Заключение

Заключение

«Истекший год, — гласил обзор одного из русских журналов, — можно назать годом ужасов для России — ужасов всякого рода, внешних и внутренних, — “l’annee terrible”, как говорят французы о своем 1870-м годе»{2359}. Катастрофа в Манчжурии, через которую прошла Россия в 1904–1905 годах, является наглядным уроком справедливости нескольких простых истин. В стратегии, по верному определению американского историка, таковых оказалось две: Во-первых, «нет смысла вступать с ножом в перестрелку», а во-вторых, «никогда не начинай дела, которое не можешь закончить»{2360}. Именно эти положения были заложены в основу выводов меморандума начальника германского Большого Генерального штаба от 28 декабря 1905 г. Этот документ — результат проведенной Альфредом фон Шлиффеном в ноябре-декабре того же года военной игры: «Нельзя вести войну так, как это было в Манчжурии, т. е. гнать медленно противника от одной позиции к другой, месяцами лежать друг против друга в бездействии, пока наконец оба измученные противника не решатся заключить мир. Надобно в возможно скорейший срок разделаться с одним из противников, чтобы иметь свободные руки для действий против другого»{2361}. Так зарождались основы знаменитого плана, запущенного преемником Шлиффена в действие в августе 1914 года.

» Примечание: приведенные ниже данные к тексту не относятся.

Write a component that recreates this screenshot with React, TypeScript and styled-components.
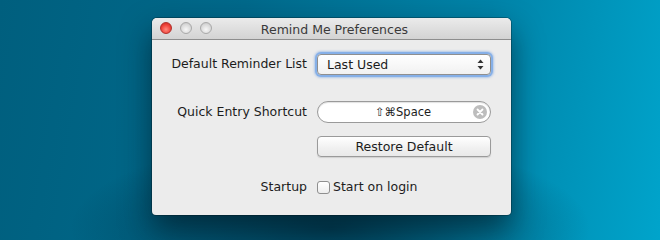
import React, { useState } from 'react'
import styled, { createGlobalStyle } from 'styled-components'

const Global = createGlobalStyle`
  html, body { margin: 0; padding: 0; }
  body { font-family: "DejaVu Sans", "Liberation Sans", sans-serif; }
`

const App = () => {
  const [login, setLogin] = useState(false)
  return (
    <>
      <Global />
      <Desktop>
        <Window>
          <TitleBar>
            <Lights>
              <Light $color="red" />
              <Light />
              <Light />
            </Lights>
            <Title>Remind Me Preferences</Title>
          </TitleBar>
          <Body>
            <Label $top={16}>Default Reminder List</Label>
            <Popup $top={14}>
              <span>Last Used</span>
              <Arrows>
                <svg width="7" height="11" viewBox="0 0 7 11">
                  <path d="M3.5 0.5 L6.5 4 L0.5 4 Z" fill="#333" />
                  <path d="M3.5 10.5 L6.5 7 L0.5 7 Z" fill="#333" />
                </svg>
              </Arrows>
            </Popup>

            <Label $top={29}>Quick Entry Shortcut</Label>
            <Shortcut $top={26}>
              <ShortcutText>⇧⌘Space</ShortcutText>
              <Clear>
                <svg width="14" height="14" viewBox="0 0 14 14">
                  <circle cx="7" cy="7" r="7" fill="#bdbdbd" />
                  <path d="M4.5 4.5 L9.5 9.5 M9.5 4.5 L4.5 9.5" stroke="#fff" strokeWidth="1.8" strokeLinecap="round" />
                </svg>
              </Clear>
            </Shortcut>

            <span />
            <Button $top={13}>Restore Default</Button>

            <Label $top={22}>Startup</Label>
            <CheckRow $top={22} onClick={() => setLogin(!login)}>
              <Check>{login ? '✓' : ''}</Check>
              <span>Start on login</span>
            </CheckRow>
          </Body>
        </Window>
      </Desktop>
    </>
  )
}

export default App

const Desktop = styled.div`
  width: 660px;
  height: 240px;
  box-sizing: border-box;
  padding: 18px 0 0 152px;
  overflow: hidden;
  background:
    radial-gradient(ellipse 260px 90px at 330px 228px, rgba(0, 25, 40, 0.6), rgba(0, 25, 40, 0) 100%),
    linear-gradient(100deg, #005f7e 0%, #00698b 35%, #0083a8 70%, #00a4cb 100%);
`

const Window = styled.div`
  width: 359px;
  height: 197px;
  background: #ececec;
  border-radius: 5px 5px 4px 4px;
  overflow: hidden;
  box-shadow: 0 14px 30px rgba(0, 20, 30, 0.6), 0 0 0 1px rgba(0, 0, 0, 0.25);
  display: flex;
  flex-direction: column;
`

const TitleBar = styled.div`
  height: 21px;
  flex: none;
  position: relative;
  display: flex;
  align-items: center;
  justify-content: center;
  background: linear-gradient(#ebebeb, #d3d3d3);
  border-bottom: 1px solid #8e8e8e;
`

const Lights = styled.div`
  position: absolute;
  left: 8px;
  top: 4px;
  display: flex;
  gap: 8px;
`

const Light = styled.div<{ $color?: string }>`
  width: 12px;
  height: 12px;
  border-radius: 50%;
  box-sizing: border-box;
  border: 1px solid ${p => (p.$color === 'red' ? '#b0302b' : '#a9a9a9')};
  background: ${p =>
    p.$color === 'red'
      ? 'radial-gradient(circle at 50% 65%, #ff8a7e 0%, #f0443a 55%, #c5241d 100%)'
      : 'radial-gradient(circle at 50% 65%, #f7f7f7 0%, #d9d9d9 60%, #bcbcbc 100%)'};
`

const Title = styled.div`
  font-size: 12.5px;
  color: #3a3a3a;
  margin-left: 6px;
  margin-top: 1px;
`

const Body = styled.div`
  display: grid;
  grid-template-columns: 1fr 174px;
  column-gap: 9px;
  padding-right: 20px;
  align-items: start;
  font-size: 12.5px;
  color: #1c1c1c;
`

const Label = styled.div<{ $top: number }>`
  text-align: right;
  margin-top: ${p => p.$top}px;
  line-height: 16px;
  margin-right: 1px;
`

const Popup = styled.div<{ $top: number }>`
  margin-top: ${p => p.$top}px;
  height: 21px;
  box-sizing: border-box;
  display: flex;
  align-items: center;
  justify-content: space-between;
  padding: 0 6px 0 9px;
  border: 1px solid #8f8f8f;
  border-radius: 4px;
  background: linear-gradient(#ffffff, #f1f1f1);
  box-shadow: 0 0 0 2px #86b0e8, 0 0 2px 3px rgba(120, 165, 230, 0.5);
`

const Arrows = styled.div`
  display: flex;
  align-items: center;
`

const Shortcut = styled.div<{ $top: number }>`
  margin-top: ${p => p.$top}px;
  height: 22px;
  box-sizing: border-box;
  position: relative;
  display: flex;
  align-items: center;
  justify-content: center;
  border: 1px solid #9a9a9a;
  border-radius: 11px;
  background: #fff;
  box-shadow: inset 0 1px 1px rgba(0, 0, 0, 0.12);
`

const ShortcutText = styled.span`
  font-size: 11.5px;
  margin-left: -2px;
`

const Clear = styled.div`
  position: absolute;
  right: 3px;
  top: 3px;
  line-height: 0;
`

const Button = styled.button<{ $top: number }>`
  margin-top: ${p => p.$top}px;
  height: 21px;
  width: 100%;
  padding: 0;
  border: 1px solid #9a9a9a;
  border-radius: 4px;
  background: linear-gradient(#ffffff, #f0f0f0 60%, #e9e9e9);
  box-shadow: 0 1px 1px rgba(0, 0, 0, 0.12);
  font-family: inherit;
  font-size: 12.5px;
  color: #1c1c1c;
`

const CheckRow = styled.label<{ $top: number }>`
  margin-top: ${p => p.$top}px;
  display: flex;
  align-items: center;
  gap: 3px;
  line-height: 16px;
`

const Check = styled.span`
  width: 13px;
  height: 13px;
  box-sizing: border-box;
  border: 1px solid #8f8f8f;
  border-radius: 3px;
  background: linear-gradient(#ffffff, #eeeeee);
  font-size: 10px;
  line-height: 11px;
  text-align: center;
`
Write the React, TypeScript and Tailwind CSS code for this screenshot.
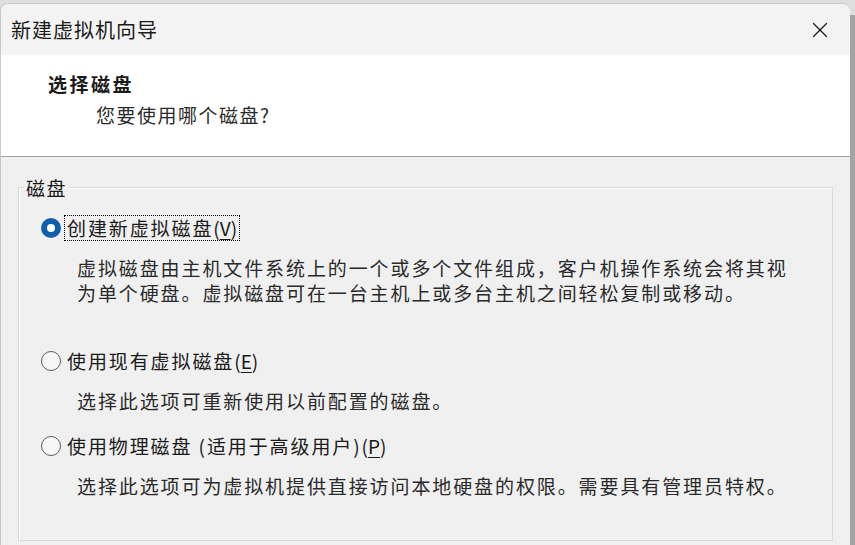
import { X } from 'lucide-react'

const FONT = { fontFamily: '"Noto Sans CJK SC", "Noto Sans", sans-serif' }

function Radio({ checked }: { checked?: boolean }) {
  if (checked) {
    return (
      <span className="flex h-[20px] w-[20px] shrink-0 items-center justify-center rounded-full bg-[#0f5fae]">
        <span className="h-[8px] w-[8px] rounded-full bg-white" />
      </span>
    )
  }
  return <span className="h-[20px] w-[20px] shrink-0 rounded-full border border-[#5a5a5a] bg-[#f7f7f7]" />
}

function Option({ label, mnemonic, checked }: { label: string; mnemonic: string; checked?: boolean }) {
  return (
    <div className="flex h-[26px] items-center">
      <Radio checked={checked} />
      <span
        className={`ml-[3px] flex h-[26px] items-center px-[2px] text-[19px] leading-[24px] tracking-[1.9px] text-[#1a1a1a] ${checked ? 'border border-dotted border-black' : 'border border-transparent'}`}
      >
        {label}
        <span className="tracking-normal">
          (<span className="underline underline-offset-[3px]">{mnemonic}</span>)
        </span>
      </span>
    </div>
  )
}

export default function App() {
  return (
    <div className="flex h-[545px] w-[855px] overflow-hidden bg-[#dedede] pt-[3px]" style={FONT}>
      {/* dialog window */}
      <div className="flex w-[850px] flex-col overflow-hidden rounded-t-[8px] border-l border-t border-[#c8c8c8] bg-[#f0f0f0]">
        {/* title bar */}
        <div className="flex h-[51px] shrink-0 items-center justify-between bg-[#f3f3f3] pl-[10px] pr-[17px]">
          <span className="text-[20px] leading-[24px] tracking-[1px] text-[#1a1a1a]">新建虚拟机向导</span>
          <X size={26} strokeWidth={1.2} className="text-[#1a1a1a]" />
        </div>

        {/* header */}
        <div className="flex h-[102px] shrink-0 flex-col border-b border-[#a0a0a0] bg-white pl-[47px] pt-[17px]">
          <span className="text-[19px] font-bold leading-[24px] tracking-[2.5px] text-[#1a1a1a]">选择磁盘</span>
          <span className="ml-[48px] mt-[7px] text-[19px] leading-[24px] tracking-[1.5px] text-[#2a2a2a]">您要使用哪个磁盘?</span>
        </div>

        {/* body */}
        <div className="flex-1 pl-[17px] pt-[20px]">
          <fieldset className="h-[364px] w-[815px] border border-[#d9d9d9] shadow-[inset_1px_1px_0_#ffffff]">
            <legend className="ml-[5px] px-[2px] text-[19px] leading-[21px] tracking-[1.5px] text-[#1a1a1a]">磁盘</legend>

            <div className="pl-[22px]">
              <div className="mt-[17px]">
                <Option label="创建新虚拟磁盘" mnemonic="V" checked />
              </div>
              <div className="ml-[36px] mt-[14px] text-[19px] leading-[25px] tracking-[1.9px] text-[#2a2a2a]">
                <div>虚拟磁盘由主机文件系统上的一个或多个文件组成，客户机操作系统会将其视</div>
                <div>为单个硬盘。虚拟磁盘可在一台主机上或多台主机之间轻松复制或移动。</div>
              </div>

              <div className="mt-[43px]">
                <Option label="使用现有虚拟磁盘" mnemonic="E" />
              </div>
              <div className="ml-[36px] mt-[14px] text-[19px] leading-[25px] tracking-[1.9px] text-[#2a2a2a]">
                选择此选项可重新使用以前配置的磁盘。
              </div>

              <div className="mt-[20px]">
                <Option label="使用物理磁盘 (适用于高级用户)" mnemonic="P" />
              </div>
              <div className="ml-[36px] mt-[14px] text-[19px] leading-[25px] tracking-[1.9px] text-[#2a2a2a]">
                选择此选项可为虚拟机提供直接访问本地硬盘的权限。需要具有管理员特权。
              </div>
            </div>
          </fieldset>
        </div>
      </div>

      {/* edge of the window behind */}
      <div className="flex w-[5px] flex-col">
        <div className="h-[12px] bg-[#dedede]" />
        <div className="flex-1 bg-[#a3a3a3]" />
      </div>
    </div>
  )
}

При анализе военных действий в Манчжурии поражает неповоротливость русской армии, низкий уровень штабной культуры, неспособность русских военачальников реагировать на метод действия своих противников, который не менялся практически во всех крупных сражениях — японцы наступали, сковывая русский центр, одновременно прибегая к глубокому обходу в тыл через правый фланг наших позиций. Так было при Тюренчене, Вафаньгоу, Ляояне. И каждый раз повторялось одно и то же: при угрозе линии снабжения русские войска отступали, а утомленный наступательными боями противник не преследовал.

Куропаткин отступал навстречу прибывавшим резервам. Армия увеличивалась численно, план русского генерала, внешне логичный, казалось бы, выполнялся. Но далее началось непредвиденное многими. Слабость службы Генерального штаба, стремление Куропаткина вмешаться в детали выполнения плана после его принятия привели к тому, что чем больше становилось число, тем слабее была армия. Неспособность одного человека справиться с управлением группой армий привели к провалу наступлений и на Шахэ и под Сандепу и к катастрофе при отступлении от Мукдена.

Всем было ясно — нельзя допустить повторения такого поражения. Отныне изучение всех мельчайших подробностей событий русско-японской войны 1904–1905 гг., — отмечал сводный обзор войны, сделанный в Академии Генерального штаба, — становится обязательным и необходимым для каждого военного; для нас же, русских, такое обязательство является вдвойне необходимым, так как печальные события войны должны послужить для нас великим историческим уроком, призывающим к энергической деятельности, чтобы излечить наши раны, воспрянтуь духовно и материально для смелой и продуктивной работы на исторических путях нашего дорогого Отечества»{2362}. Из ошибок были сделаны верные в принципе выводы, но полностью исправить сделанные в 60-70-е годы XIX века ошибки не успели. Слишком мало времени было отпущено на это. Слишком мало денег было в разоренной войной и революцией казне. После заключения Портсмутского мира до успокоения страны было еще далеко. Победа над революцией в Москве, в Приамурье, Сибири, на Дальнем Востоке казалась очевидной. Однако борьба в европейской части Империи в феврале 1906 г. была еще далека от завершения, и она становилась все более тяжелой ношей для армии, отвлекая ее силы от главной задачи — повышения боевой готовности.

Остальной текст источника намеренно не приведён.